## Given exercise
Which lines hold the word "components"? Copy each one.

::::::::

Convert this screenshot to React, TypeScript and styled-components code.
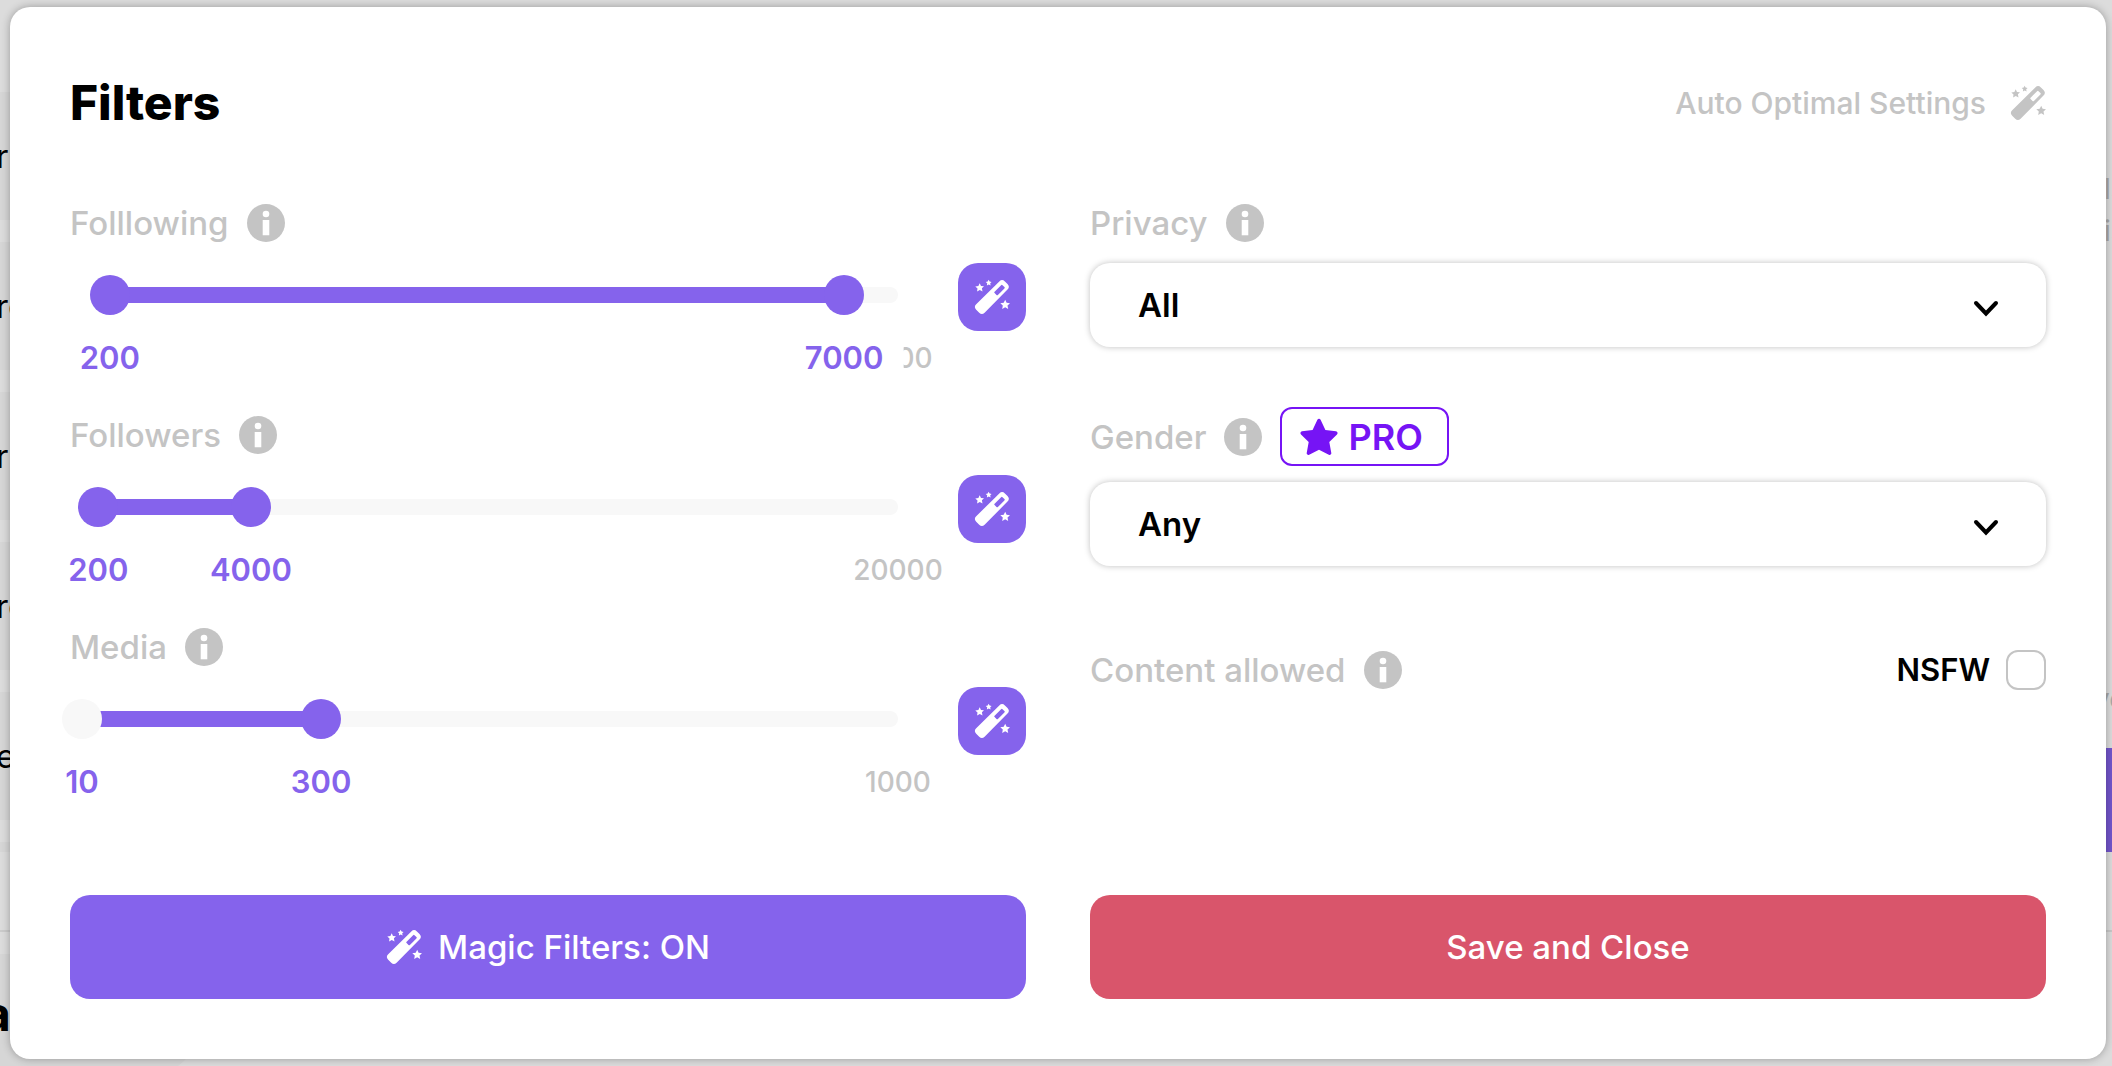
import React, { useState } from "react";
import styled, { createGlobalStyle, css } from "styled-components";

const violet = "#8563ec";
const proViolet = "#7614f5";
const grey = "#c4c4c4";
const pale = "#f8f8f8";

const Global = createGlobalStyle`
  *, *::before, *::after { box-sizing: border-box; }
  body { margin: 0; background: #dcdcdc; font-family: Inter, "Open Sans", sans-serif; color: #000; }
  button, input, select { font: inherit; color: inherit; margin: 0; }
`;

const Stage = styled.div`
  position: relative;
  min-height: 100vh;
  padding: 7px 6px 7px 10px;
  overflow: hidden;
  display: flex;
`;

const Backdrop = styled.div`
  position: absolute;
  inset: 0;
  display: flex;
  justify-content: space-between;
  background: #dcdcdc;
  overflow: hidden;
`;

const AccountList = styled.div`
  display: flex;
  flex-direction: column;
  gap: 22px;
  width: 210px;
  padding-top: 92px;
`;

const Account = styled.div`
  flex: none;
  display: flex;
  align-items: center;
  height: 128px;
  background: #d6d6d6;
  font-size: 33px;
  line-height: 48px;
  text-indent: -4px;
`;

const ListEnd = styled.div`
  flex: none;
  height: 10px;
  background: #d6d6d6;
`;

const PanelTop = styled.div`
  flex: none;
  height: 80px;
  margin-top: -22px;
  border-bottom: 2px solid #cbcbcb;
`;

const Footer = styled.div`
  flex: none;
  height: 128px;
  padding-top: 32px;
  background: #d6d6d6;
  border-bottom-right-radius: 80px;
  font-size: 48px;
  font-weight: 700;
  line-height: 56px;
  text-indent: -17px;
`;

const SidePanel = styled.div`
  display: flex;
  flex-direction: column;
  align-items: flex-start;
  width: 8px;
  padding-top: 168px;
  color: #a8a8a8;
  font-size: 28px;
  line-height: 42px;
`;

const SideNote = styled.span`
  margin: 426px 0 0 -10px;
`;

const SideButton = styled.div`
  width: 100%;
  height: 104px;
  margin-top: 28px;
  background: #7255cb;
`;

const SideRule = styled.div`
  width: 100%;
  height: 80px;
  border-bottom: 2px solid #c8c8c8;
`;

const Dialog = styled.section`
  position: relative;
  flex: 1;
  min-width: 0;
  display: flex;
  flex-direction: column;
  padding: 60px;
  background: #fff;
  border-radius: 20px;
  box-shadow: 0 0 8px rgba(0, 0, 0, 0.3);
`;

const Header = styled.header`
  display: flex;
  align-items: center;
  justify-content: space-between;
  margin-bottom: 65px;
`;

const Title = styled.h1`
  margin: 0;
  font-size: 48px;
  font-weight: 800;
  line-height: 72px;
`;

const AutoButton = styled.button`
  display: flex;
  align-items: center;
  gap: 24px;
  padding: 0;
  border: 0;
  background: none;
  color: ${grey};
  font-size: 30px;
  font-weight: 500;
  line-height: 42px;
  cursor: pointer;
`;

const Columns = styled.div`
  display: grid;
  grid-template-columns: 1fr 1fr;
  column-gap: 64px;
  flex: 1;
`;

const Sliders = styled.div`
  display: flex;
  flex-direction: column;
  gap: 34px;
`;

const Options = styled.div`
  display: flex;
  flex-direction: column;
`;

const LabelRow = styled.div<{ $height?: number; $after?: number }>`
  display: flex;
  align-items: center;
  gap: 18px;
  height: ${(p) => p.$height ?? 38}px;
  margin-bottom: ${(p) => p.$after ?? 0}px;
  color: ${grey};
  font-size: 33px;
  font-weight: 500;
  line-height: 38px;
`;

const SliderBody = styled.div`
  display: flex;
  align-items: flex-start;
  gap: 40px;
  margin-left: -8px;
`;

const SliderArea = styled.div`
  flex: 1;
  padding-top: 12px;
`;

const Rail = styled.div`
  position: relative;
  height: 40px;
  padding: 12px 20px;
`;

const Track = styled.div`
  height: 16px;
  border-radius: 8px;
  background: ${pale};
`;

const Fill = styled.div`
  height: 16px;
  background: ${violet};
`;

const thumb = css`
  width: 40px;
  height: 40px;
  border: 0;
  border-radius: 50%;
  pointer-events: auto;
  cursor: pointer;
`;

const Range = styled.input<{ $pale?: boolean }>`
  position: absolute;
  inset: 0;
  width: 100%;
  height: 40px;
  appearance: none;
  background: none;
  pointer-events: none;
  &::-webkit-slider-thumb {
    appearance: none;
    ${thumb}
    background: ${(p) => (p.$pale ? pale : violet)};
  }
  &::-moz-range-thumb {
    ${thumb}
    background: ${(p) => (p.$pale ? pale : violet)};
  }
`;

const Values = styled.div`
  position: relative;
  height: 48px;
  margin: 19px 20px 0;
`;

const Value = styled.span<{ $limit?: boolean }>`
  position: absolute;
  top: 0;
  padding: 0 20px;
  transform: translateX(-50%);
  background: #fff;
  color: ${(p) => (p.$limit ? grey : violet)};
  font-size: ${(p) => (p.$limit ? 28 : 31)}px;
  font-weight: ${(p) => (p.$limit ? 500 : 600)};
  line-height: 48px;
`;

const WandButton = styled.button`
  display: grid;
  place-items: center;
  width: 68px;
  height: 68px;
  padding: 0;
  border: 0;
  border-radius: 20px;
  background: ${violet};
  color: #fff;
  cursor: pointer;
`;

const SelectBox = styled.div`
  position: relative;
  margin-bottom: 60px;
`;

const Select = styled.select`
  display: block;
  width: 100%;
  height: 84px;
  padding: 0 48px;
  appearance: none;
  border: 0;
  border-radius: 20px;
  background: #fff;
  box-shadow: 0 0 6px rgba(0, 0, 0, 0.25);
  font-size: 33px;
  font-weight: 600;
  cursor: pointer;
`;

const Chevron = styled.svg`
  position: absolute;
  right: 46px;
  top: 36px;
  pointer-events: none;
`;

const ProBadge = styled.span`
  display: flex;
  align-items: center;
  gap: 10px;
  height: 59px;
  padding: 0 24px 0 18px;
  border: 2px solid ${proViolet};
  border-radius: 12px;
  color: ${proViolet};
  font-size: 36px;
  font-weight: 600;
`;

const ContentRow = styled.div`
  display: flex;
  align-items: center;
  justify-content: space-between;
  margin-top: 24px;
`;

const Check = styled.label`
  display: flex;
  align-items: center;
  gap: 16px;
  font-size: 31px;
  font-weight: 600;
  line-height: 40px;
`;

const Box = styled.input`
  appearance: none;
  width: 40px;
  height: 40px;
  border: 2px solid ${grey};
  border-radius: 12px;
  background: #fff;
  &:checked { background: ${violet}; }
`;

const Actions = styled.footer`
  display: grid;
  grid-template-columns: 1fr 1fr;
  column-gap: 64px;
`;

const Action = styled.button<{ $color: string }>`
  display: flex;
  align-items: center;
  justify-content: center;
  gap: 16px;
  height: 104px;
  border: 0;
  border-radius: 20px;
  background: ${(p) => p.$color};
  color: #fff;
  font-size: 33px;
  font-weight: 500;
  cursor: pointer;
`;

const Wand = () => (
  <svg width="36" height="36" viewBox="0 0 36 36" fill="currentColor" aria-hidden="true">
    <path
      fillRule="evenodd"
      d="M25.3 2.4a4 4 0 0 1 5.6 0l2.6 2.6a4 4 0 0 1 0 5.6L10.6 33.7a3.8 3.8 0 0 1-5.4 0l-3-3a3.8 3.8 0 0 1 0-5.4ZM27.1 6.2l-6.5 6.5a1 1 0 0 0 0 1.4l1.9 1.9a1 1 0 0 0 1.4 0l6.5-6.5a1 1 0 0 0 0-1.4l-1.9-1.9a1 1 0 0 0-1.4 0Z"
    />
    <path d="m5.7 4.3 1.3 2.6 3 .3-2.1 2.1.6 3.1-2.7-1.3-2.7 1.4.4-3-2.2-2.1 3.1-.5Z" />
    <path d="m14.6.8 1 1.8 2 .3-1.4 1.4.4 2.1-1.9-1-1.8 1 .3-2.1L11.7 2.9l2-.3Z" />
    <path d="m31.2 20.8 1.4 3 3.4.4-2.5 2.3.7 3.4-3-1.6-3 1.7.6-3.4-2.5-2.3 3.4-.5Z" />
  </svg>
);

const Info = () => (
  <svg width="38" height="38" viewBox="0 0 38 38" role="img" aria-label="Info">
    <circle cx="19" cy="19" r="19" fill={grey} />
    <circle cx="19" cy="10" r="3.3" fill="#fff" />
    <path d="M15.7 16h6.6v15.3h-6.6Z" fill="#fff" />
  </svg>
);

const Star = () => (
  <svg width="38" height="38" viewBox="0 0 38 38" fill="currentColor" aria-hidden="true">
    <path d="M17.4 1.8a1.8 1.8 0 0 1 3.2 0L25.4 11.9 36 13.3a1.8 1.8 0 0 1 1 3.1L29.3 24.1l2 10.8a1.7 1.7 0 0 1-2.5 1.8L19 31.8l-9.8 4.9a1.7 1.7 0 0 1-2.5-1.8l2-10.8L1 16.4a1.8 1.8 0 0 1 1-3.1l10.6-1.4Z" />
  </svg>
);

type Stop = { value: number; at: number };
type Scale = { label: string; low: Stop; high: Stop; limit: number };

/* `at` is the handle's place along the rail, in thousandths. */
const scales: Scale[] = [
  { label: "Folllowing", low: { value: 200, at: 34 }, high: { value: 7000, at: 934 }, limit: 7500 },
  { label: "Followers", low: { value: 200, at: 20 }, high: { value: 4000, at: 207 }, limit: 20000 },
  { label: "Media", low: { value: 10, at: 0 }, high: { value: 300, at: 293 }, limit: 1000 },
];

function RangeFilter({ label, low, high, limit }: Scale) {
  const [from, setFrom] = useState(low.at);
  const [to, setTo] = useState(high.at);
  const perStep = (high.value - low.value) / (high.at - low.at);
  const toValue = (at: number) => Math.round(low.value + (at - low.at) * perStep);
  return (
    <div>
      <LabelRow $after={21}>
        {label}
        <Info />
      </LabelRow>
      <SliderBody>
        <SliderArea>
          <Rail>
            <Track style={{ marginLeft: `${from / 10}%` }}>
              <Fill style={{ width: `${((to - from) / (1000 - from)) * 100}%` }} />
            </Track>
            <Range
              type="range"
              min={0}
              max={1000}
              value={from}
              $pale={from === 0}
              aria-label={`${label} minimum`}
              aria-valuetext={String(toValue(from))}
              onChange={(e) => setFrom(Math.min(Number(e.target.value), to))}
            />
            <Range
              type="range"
              min={0}
              max={1000}
              value={to}
              aria-label={`${label} maximum`}
              aria-valuetext={String(toValue(to))}
              onChange={(e) => setTo(Math.max(Number(e.target.value), from))}
            />
          </Rail>
          <Values>
            <Value $limit style={{ left: "100%" }}>{limit}</Value>
            <Value style={{ left: `${from / 10}%` }}>{toValue(from)}</Value>
            <Value style={{ left: `${to / 10}%` }}>{toValue(to)}</Value>
          </Values>
        </SliderArea>
        <WandButton type="button" aria-label={`Optimal ${label}`}>
          <Wand />
        </WandButton>
      </SliderBody>
    </div>
  );
}

function Choice({ id, options }: { id: string; options: string[] }) {
  return (
    <SelectBox>
      <Select id={id}>
        {options.map((o) => (
          <option key={o}>{o}</option>
        ))}
      </Select>
      <Chevron width="28" height="20" viewBox="0 0 28 20" aria-hidden="true">
        <path d="m4 4 10 10.5L24 4" fill="none" stroke="#000" strokeWidth="4" strokeLinecap="round" />
      </Chevron>
    </SelectBox>
  );
}

export default function App() {
  return (
    <Stage>
      <Global />
      <Backdrop aria-hidden="true">
        <AccountList>
          {["r", "re", "r", "re", "e"].map((text, i) => (
            <Account key={i}>{text}</Account>
          ))}
          <ListEnd />
          <PanelTop />
          <Footer>a</Footer>
        </AccountList>
        <SidePanel>
          <span>ls</span>
          <span>is</span>
          <SideNote>ve</SideNote>
          <SideButton />
          <SideRule />
        </SidePanel>
      </Backdrop>
      <Dialog aria-label="Filters">
        <Header>
          <Title>Filters</Title>
          <AutoButton type="button">
            Auto Optimal Settings
            <Wand />
          </AutoButton>
        </Header>
        <Columns>
          <Sliders>
            {scales.map((s) => (
              <RangeFilter key={s.label} {...s} />
            ))}
          </Sliders>
          <Options>
            <LabelRow $after={21}>
              <label htmlFor="privacy">Privacy</label>
              <Info />
            </LabelRow>
            <Choice id="privacy" options={["All", "Public", "Private"]} />
            <LabelRow $height={59} $after={16}>
              <label htmlFor="gender">Gender</label>
              <Info />
              <ProBadge>
                <Star />
                PRO
              </ProBadge>
            </LabelRow>
            <Choice id="gender" options={["Any", "Female", "Male"]} />
            <ContentRow>
              <LabelRow>
                Content allowed
                <Info />
              </LabelRow>
              <Check>
                NSFW
                <Box type="checkbox" />
              </Check>
            </ContentRow>
          </Options>
        </Columns>
        <Actions>
          <Action type="button" $color={violet}>
            <Wand />
            Magic Filters: ON
          </Action>
          <Action type="button" $color="#d9556b">Save and Close</Action>
        </Actions>
      </Dialog>
    </Stage>
  );
}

::::::::

## Output
Convert this screenshot to React, TypeScript and styled-components code.
import styled, { createGlobalStyle, css } from "styled-components";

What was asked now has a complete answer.